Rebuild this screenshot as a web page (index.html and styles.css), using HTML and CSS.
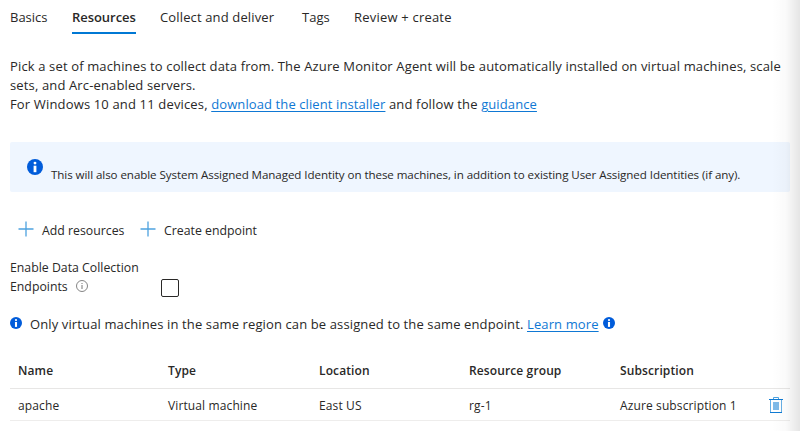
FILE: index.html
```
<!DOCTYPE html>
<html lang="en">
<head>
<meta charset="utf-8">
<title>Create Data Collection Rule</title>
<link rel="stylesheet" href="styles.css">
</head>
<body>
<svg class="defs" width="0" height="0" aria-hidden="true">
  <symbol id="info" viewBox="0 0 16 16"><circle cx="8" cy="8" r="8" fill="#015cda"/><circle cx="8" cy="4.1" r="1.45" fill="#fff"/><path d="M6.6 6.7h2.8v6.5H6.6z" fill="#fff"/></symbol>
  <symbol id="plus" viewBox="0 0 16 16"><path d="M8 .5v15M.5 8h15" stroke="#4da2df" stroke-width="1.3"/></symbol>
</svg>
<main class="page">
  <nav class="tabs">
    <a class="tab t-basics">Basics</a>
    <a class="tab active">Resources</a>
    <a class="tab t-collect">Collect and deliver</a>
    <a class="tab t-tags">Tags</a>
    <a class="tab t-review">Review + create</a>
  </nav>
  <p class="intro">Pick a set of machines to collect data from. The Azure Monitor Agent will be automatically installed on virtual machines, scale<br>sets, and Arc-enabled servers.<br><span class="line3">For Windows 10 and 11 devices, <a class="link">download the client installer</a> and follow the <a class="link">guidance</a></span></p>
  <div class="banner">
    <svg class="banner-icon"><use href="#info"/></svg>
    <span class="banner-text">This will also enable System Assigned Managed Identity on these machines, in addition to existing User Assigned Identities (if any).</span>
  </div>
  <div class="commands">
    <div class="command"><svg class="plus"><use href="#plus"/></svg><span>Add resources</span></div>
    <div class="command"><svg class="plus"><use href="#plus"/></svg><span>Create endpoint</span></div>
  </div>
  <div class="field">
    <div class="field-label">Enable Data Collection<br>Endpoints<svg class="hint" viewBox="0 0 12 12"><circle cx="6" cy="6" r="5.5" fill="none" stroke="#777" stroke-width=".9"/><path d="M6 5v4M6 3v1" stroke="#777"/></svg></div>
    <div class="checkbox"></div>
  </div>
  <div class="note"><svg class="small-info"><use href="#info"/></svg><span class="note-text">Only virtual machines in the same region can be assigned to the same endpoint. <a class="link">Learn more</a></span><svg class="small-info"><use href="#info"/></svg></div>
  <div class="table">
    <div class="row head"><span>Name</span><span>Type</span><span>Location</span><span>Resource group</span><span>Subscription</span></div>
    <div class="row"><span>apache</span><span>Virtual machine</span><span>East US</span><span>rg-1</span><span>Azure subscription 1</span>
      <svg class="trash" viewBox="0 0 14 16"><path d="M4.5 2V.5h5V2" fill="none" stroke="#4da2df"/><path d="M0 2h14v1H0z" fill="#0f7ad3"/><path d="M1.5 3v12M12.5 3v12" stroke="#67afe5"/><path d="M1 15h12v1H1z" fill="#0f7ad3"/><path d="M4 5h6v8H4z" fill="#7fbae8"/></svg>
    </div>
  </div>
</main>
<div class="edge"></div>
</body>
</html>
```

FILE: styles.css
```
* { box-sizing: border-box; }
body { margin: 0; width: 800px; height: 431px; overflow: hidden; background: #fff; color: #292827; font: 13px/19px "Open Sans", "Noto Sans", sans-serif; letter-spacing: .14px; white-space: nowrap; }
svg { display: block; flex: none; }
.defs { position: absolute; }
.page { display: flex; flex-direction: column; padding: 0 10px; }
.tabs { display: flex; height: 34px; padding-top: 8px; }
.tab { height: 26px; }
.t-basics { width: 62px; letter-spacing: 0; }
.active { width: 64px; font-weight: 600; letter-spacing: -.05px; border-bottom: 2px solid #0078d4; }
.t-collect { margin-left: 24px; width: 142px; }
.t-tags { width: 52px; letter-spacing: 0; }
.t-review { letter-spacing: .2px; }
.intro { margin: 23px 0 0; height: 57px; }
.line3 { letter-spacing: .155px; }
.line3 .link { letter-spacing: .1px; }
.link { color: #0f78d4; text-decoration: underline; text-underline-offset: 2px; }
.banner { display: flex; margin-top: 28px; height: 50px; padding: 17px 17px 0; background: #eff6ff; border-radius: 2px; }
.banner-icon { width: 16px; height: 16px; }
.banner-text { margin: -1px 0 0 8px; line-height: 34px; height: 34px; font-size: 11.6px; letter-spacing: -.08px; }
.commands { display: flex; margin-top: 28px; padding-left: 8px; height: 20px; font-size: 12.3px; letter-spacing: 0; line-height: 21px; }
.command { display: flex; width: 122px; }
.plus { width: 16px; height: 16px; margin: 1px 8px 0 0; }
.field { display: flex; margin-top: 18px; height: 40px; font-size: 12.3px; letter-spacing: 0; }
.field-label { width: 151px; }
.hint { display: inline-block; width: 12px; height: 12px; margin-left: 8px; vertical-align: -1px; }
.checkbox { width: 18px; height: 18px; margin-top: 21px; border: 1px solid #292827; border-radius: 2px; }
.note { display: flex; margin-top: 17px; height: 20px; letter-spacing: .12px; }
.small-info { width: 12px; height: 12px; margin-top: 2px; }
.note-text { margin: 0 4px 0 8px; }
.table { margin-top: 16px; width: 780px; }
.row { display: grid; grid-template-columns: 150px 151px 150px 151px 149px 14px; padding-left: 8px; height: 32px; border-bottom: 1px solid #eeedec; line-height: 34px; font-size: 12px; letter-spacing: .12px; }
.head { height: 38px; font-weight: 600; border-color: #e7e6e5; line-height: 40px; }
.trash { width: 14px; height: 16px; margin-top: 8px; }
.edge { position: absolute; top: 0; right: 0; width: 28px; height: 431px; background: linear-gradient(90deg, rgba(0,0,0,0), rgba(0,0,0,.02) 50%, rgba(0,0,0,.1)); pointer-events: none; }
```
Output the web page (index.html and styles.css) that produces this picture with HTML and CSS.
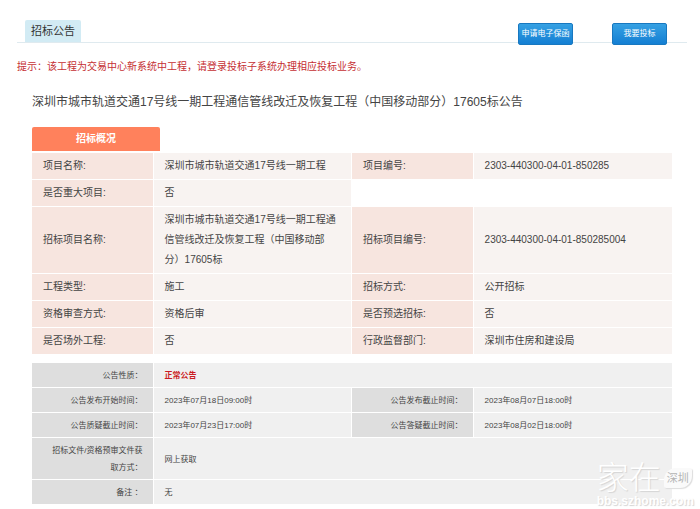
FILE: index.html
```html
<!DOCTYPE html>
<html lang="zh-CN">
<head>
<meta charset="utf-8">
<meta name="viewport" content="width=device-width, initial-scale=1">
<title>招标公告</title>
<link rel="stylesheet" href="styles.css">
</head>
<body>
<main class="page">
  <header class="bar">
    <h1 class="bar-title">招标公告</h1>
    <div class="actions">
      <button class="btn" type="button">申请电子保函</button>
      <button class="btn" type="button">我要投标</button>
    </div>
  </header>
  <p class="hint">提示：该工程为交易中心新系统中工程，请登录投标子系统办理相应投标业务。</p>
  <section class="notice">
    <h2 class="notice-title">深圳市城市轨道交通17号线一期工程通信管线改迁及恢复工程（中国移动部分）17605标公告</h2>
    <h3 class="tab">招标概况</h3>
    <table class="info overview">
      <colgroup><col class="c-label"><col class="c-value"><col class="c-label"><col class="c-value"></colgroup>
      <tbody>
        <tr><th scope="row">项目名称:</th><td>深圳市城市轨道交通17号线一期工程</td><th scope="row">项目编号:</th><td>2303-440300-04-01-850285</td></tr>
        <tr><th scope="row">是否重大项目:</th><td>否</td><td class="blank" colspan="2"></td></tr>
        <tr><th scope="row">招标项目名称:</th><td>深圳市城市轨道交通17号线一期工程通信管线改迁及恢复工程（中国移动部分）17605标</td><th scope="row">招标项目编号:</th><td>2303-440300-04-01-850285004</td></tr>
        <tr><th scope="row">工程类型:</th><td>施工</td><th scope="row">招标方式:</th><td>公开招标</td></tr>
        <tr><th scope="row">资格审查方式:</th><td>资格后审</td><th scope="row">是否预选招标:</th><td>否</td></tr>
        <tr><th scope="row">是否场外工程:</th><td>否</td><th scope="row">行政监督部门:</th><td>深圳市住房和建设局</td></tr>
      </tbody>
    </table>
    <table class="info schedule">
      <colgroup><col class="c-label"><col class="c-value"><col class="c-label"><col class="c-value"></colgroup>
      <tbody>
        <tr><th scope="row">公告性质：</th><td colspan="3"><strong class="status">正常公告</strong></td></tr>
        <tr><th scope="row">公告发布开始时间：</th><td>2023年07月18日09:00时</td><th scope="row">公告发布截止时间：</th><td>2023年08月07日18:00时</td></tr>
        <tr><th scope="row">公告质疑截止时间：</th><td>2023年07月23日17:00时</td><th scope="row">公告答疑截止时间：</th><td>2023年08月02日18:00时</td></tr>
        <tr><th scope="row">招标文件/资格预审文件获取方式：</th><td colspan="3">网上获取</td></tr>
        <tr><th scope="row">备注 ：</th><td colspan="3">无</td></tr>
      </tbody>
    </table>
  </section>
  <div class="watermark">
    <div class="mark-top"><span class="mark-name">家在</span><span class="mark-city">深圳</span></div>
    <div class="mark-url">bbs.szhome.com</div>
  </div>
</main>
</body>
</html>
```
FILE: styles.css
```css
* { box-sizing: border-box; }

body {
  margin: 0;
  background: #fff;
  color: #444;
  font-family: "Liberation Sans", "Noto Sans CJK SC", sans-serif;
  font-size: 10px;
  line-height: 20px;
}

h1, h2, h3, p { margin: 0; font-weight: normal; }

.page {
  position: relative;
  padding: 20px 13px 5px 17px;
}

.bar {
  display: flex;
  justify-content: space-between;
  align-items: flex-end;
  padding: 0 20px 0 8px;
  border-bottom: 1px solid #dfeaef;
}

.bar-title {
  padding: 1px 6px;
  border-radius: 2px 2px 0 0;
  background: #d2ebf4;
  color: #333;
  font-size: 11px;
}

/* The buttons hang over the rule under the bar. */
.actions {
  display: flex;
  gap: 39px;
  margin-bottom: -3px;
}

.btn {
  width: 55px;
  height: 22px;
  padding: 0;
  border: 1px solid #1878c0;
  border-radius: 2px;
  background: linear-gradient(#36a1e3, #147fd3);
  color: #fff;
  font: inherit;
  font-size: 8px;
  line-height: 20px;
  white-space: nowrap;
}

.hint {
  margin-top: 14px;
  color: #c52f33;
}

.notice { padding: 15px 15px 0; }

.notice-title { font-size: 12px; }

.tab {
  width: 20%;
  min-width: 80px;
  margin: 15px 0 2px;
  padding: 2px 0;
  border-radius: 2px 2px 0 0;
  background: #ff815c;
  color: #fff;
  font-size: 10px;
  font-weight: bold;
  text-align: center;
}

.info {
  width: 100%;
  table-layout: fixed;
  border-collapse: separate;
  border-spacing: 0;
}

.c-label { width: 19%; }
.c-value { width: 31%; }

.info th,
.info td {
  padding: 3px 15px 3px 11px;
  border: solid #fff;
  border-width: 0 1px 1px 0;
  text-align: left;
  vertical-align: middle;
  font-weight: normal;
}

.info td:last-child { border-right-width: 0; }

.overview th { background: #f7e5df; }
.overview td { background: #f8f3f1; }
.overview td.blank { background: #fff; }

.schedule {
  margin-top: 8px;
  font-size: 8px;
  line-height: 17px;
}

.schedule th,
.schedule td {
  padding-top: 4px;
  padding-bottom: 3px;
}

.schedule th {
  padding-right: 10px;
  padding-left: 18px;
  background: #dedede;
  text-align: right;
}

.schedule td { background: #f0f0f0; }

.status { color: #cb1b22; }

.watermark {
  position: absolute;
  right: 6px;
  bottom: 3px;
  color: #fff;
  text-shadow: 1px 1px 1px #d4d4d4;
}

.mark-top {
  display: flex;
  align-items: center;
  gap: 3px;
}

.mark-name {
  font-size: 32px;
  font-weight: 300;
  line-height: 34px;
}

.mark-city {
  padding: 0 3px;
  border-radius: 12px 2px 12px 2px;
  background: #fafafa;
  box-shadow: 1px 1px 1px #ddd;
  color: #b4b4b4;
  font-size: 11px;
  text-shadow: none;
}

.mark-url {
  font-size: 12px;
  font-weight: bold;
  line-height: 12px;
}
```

------------------------------------------------------------------------

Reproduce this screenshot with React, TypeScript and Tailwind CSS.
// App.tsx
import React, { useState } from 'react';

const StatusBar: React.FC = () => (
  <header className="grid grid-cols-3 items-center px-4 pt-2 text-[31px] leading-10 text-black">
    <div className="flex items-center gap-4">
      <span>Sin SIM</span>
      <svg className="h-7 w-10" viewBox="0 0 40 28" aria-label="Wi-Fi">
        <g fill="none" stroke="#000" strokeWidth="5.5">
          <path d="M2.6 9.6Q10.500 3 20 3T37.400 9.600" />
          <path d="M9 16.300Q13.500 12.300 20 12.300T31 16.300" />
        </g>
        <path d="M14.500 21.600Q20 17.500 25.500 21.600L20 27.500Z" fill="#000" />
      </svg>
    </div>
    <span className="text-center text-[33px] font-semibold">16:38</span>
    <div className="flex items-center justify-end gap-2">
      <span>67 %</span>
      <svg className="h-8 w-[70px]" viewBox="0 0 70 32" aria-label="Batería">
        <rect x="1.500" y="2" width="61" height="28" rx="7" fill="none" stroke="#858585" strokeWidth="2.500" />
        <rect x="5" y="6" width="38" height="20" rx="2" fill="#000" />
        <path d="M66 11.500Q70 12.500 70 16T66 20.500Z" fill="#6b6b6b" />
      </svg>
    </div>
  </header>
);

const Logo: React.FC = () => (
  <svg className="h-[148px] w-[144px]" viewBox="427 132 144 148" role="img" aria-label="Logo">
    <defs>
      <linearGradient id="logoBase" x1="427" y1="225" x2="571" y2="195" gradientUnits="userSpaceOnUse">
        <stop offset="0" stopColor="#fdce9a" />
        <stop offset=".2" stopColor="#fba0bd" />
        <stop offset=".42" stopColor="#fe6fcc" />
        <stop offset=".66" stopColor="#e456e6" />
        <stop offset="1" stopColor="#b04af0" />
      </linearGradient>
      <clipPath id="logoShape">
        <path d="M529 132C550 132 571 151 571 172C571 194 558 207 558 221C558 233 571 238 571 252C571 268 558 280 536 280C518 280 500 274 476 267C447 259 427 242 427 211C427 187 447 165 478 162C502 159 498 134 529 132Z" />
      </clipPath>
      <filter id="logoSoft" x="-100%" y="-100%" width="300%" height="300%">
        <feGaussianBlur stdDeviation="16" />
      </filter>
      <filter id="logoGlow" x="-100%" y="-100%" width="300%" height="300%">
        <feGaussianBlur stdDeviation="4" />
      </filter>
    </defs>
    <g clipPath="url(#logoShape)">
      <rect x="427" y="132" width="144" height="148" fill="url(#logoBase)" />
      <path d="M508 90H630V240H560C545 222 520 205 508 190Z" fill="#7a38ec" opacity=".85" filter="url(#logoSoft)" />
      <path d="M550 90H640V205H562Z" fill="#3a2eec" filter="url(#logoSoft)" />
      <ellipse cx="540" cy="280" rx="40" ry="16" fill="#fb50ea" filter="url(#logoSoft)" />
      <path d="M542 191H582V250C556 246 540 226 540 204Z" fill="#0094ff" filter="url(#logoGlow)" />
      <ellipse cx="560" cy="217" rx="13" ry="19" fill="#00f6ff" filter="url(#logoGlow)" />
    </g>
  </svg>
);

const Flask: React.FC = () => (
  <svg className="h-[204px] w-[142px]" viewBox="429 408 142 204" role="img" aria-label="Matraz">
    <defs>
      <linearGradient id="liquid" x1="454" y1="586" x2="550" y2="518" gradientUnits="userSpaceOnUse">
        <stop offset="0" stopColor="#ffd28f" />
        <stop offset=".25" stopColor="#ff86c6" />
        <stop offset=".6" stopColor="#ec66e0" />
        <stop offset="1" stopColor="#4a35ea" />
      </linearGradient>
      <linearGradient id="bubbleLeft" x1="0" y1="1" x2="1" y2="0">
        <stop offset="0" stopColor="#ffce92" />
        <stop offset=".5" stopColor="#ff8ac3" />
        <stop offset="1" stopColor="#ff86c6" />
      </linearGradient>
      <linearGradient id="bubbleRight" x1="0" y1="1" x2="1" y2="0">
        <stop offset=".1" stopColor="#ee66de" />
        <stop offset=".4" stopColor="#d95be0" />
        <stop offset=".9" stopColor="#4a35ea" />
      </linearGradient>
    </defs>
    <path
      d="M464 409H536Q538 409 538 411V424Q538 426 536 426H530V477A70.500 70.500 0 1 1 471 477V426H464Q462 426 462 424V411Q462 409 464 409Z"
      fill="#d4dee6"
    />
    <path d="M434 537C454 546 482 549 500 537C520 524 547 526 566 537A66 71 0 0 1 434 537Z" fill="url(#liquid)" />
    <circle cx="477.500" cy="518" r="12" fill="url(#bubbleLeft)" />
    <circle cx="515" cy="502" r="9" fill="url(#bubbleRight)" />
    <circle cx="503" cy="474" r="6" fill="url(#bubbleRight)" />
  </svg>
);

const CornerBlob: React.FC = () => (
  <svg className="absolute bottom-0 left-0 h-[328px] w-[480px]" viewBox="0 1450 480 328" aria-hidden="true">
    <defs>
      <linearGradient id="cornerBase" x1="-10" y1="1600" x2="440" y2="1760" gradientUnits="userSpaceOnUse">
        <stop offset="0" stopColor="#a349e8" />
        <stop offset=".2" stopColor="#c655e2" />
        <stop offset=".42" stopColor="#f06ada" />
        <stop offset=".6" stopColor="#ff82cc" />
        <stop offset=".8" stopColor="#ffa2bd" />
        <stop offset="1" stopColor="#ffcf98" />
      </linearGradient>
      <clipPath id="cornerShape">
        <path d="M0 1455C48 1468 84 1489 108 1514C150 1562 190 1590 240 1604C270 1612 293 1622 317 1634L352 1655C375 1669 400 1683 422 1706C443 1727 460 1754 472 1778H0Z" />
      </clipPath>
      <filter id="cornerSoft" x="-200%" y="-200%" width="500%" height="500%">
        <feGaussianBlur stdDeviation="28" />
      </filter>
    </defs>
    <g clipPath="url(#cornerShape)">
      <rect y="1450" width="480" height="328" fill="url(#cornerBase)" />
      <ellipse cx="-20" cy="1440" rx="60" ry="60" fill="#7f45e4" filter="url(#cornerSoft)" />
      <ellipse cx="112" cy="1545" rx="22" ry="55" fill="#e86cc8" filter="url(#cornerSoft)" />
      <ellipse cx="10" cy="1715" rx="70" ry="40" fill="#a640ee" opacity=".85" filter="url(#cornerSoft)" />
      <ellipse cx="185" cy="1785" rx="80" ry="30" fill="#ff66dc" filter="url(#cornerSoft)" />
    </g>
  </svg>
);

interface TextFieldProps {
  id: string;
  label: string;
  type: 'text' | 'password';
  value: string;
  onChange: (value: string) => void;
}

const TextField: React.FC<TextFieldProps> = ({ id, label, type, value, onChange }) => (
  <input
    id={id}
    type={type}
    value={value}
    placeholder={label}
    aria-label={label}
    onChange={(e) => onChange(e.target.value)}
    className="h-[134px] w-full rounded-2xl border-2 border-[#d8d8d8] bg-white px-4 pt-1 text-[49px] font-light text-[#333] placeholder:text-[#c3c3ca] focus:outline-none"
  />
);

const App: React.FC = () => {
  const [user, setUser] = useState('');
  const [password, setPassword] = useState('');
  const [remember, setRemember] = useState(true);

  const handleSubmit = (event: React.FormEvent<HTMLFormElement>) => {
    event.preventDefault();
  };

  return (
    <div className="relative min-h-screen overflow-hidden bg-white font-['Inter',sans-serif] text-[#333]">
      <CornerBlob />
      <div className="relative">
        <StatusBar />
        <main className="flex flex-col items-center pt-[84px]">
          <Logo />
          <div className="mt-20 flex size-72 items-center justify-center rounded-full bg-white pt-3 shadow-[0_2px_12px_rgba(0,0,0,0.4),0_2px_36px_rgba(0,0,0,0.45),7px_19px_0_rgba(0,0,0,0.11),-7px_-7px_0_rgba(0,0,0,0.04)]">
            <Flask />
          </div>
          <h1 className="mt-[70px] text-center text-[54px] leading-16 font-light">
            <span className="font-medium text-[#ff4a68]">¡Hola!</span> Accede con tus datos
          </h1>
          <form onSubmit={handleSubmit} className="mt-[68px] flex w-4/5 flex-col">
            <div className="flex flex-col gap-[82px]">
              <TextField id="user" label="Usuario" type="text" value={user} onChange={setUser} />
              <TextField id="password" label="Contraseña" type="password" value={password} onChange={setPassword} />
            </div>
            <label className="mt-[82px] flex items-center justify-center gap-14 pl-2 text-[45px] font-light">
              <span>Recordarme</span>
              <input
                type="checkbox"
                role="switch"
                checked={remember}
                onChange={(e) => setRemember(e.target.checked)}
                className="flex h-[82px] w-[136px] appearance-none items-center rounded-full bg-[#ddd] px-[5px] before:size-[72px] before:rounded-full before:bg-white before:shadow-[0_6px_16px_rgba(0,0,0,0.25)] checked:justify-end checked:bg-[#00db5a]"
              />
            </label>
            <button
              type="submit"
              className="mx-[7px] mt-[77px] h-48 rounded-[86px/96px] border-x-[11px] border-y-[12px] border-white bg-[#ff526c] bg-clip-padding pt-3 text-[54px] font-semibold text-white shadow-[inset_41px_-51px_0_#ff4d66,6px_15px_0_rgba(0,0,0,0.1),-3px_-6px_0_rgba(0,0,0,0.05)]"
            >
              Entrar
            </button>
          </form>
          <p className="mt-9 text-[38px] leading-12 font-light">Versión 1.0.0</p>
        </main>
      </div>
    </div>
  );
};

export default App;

------------------------------------------------------------------------

BRIEF: Read the data above and pull out each line that holds the string "screenshot".

SOLUTION:
Rebuild this screenshot as a web page (index.html and styles.css), using HTML and CSS.
Reproduce this screenshot with React, TypeScript and Tailwind CSS.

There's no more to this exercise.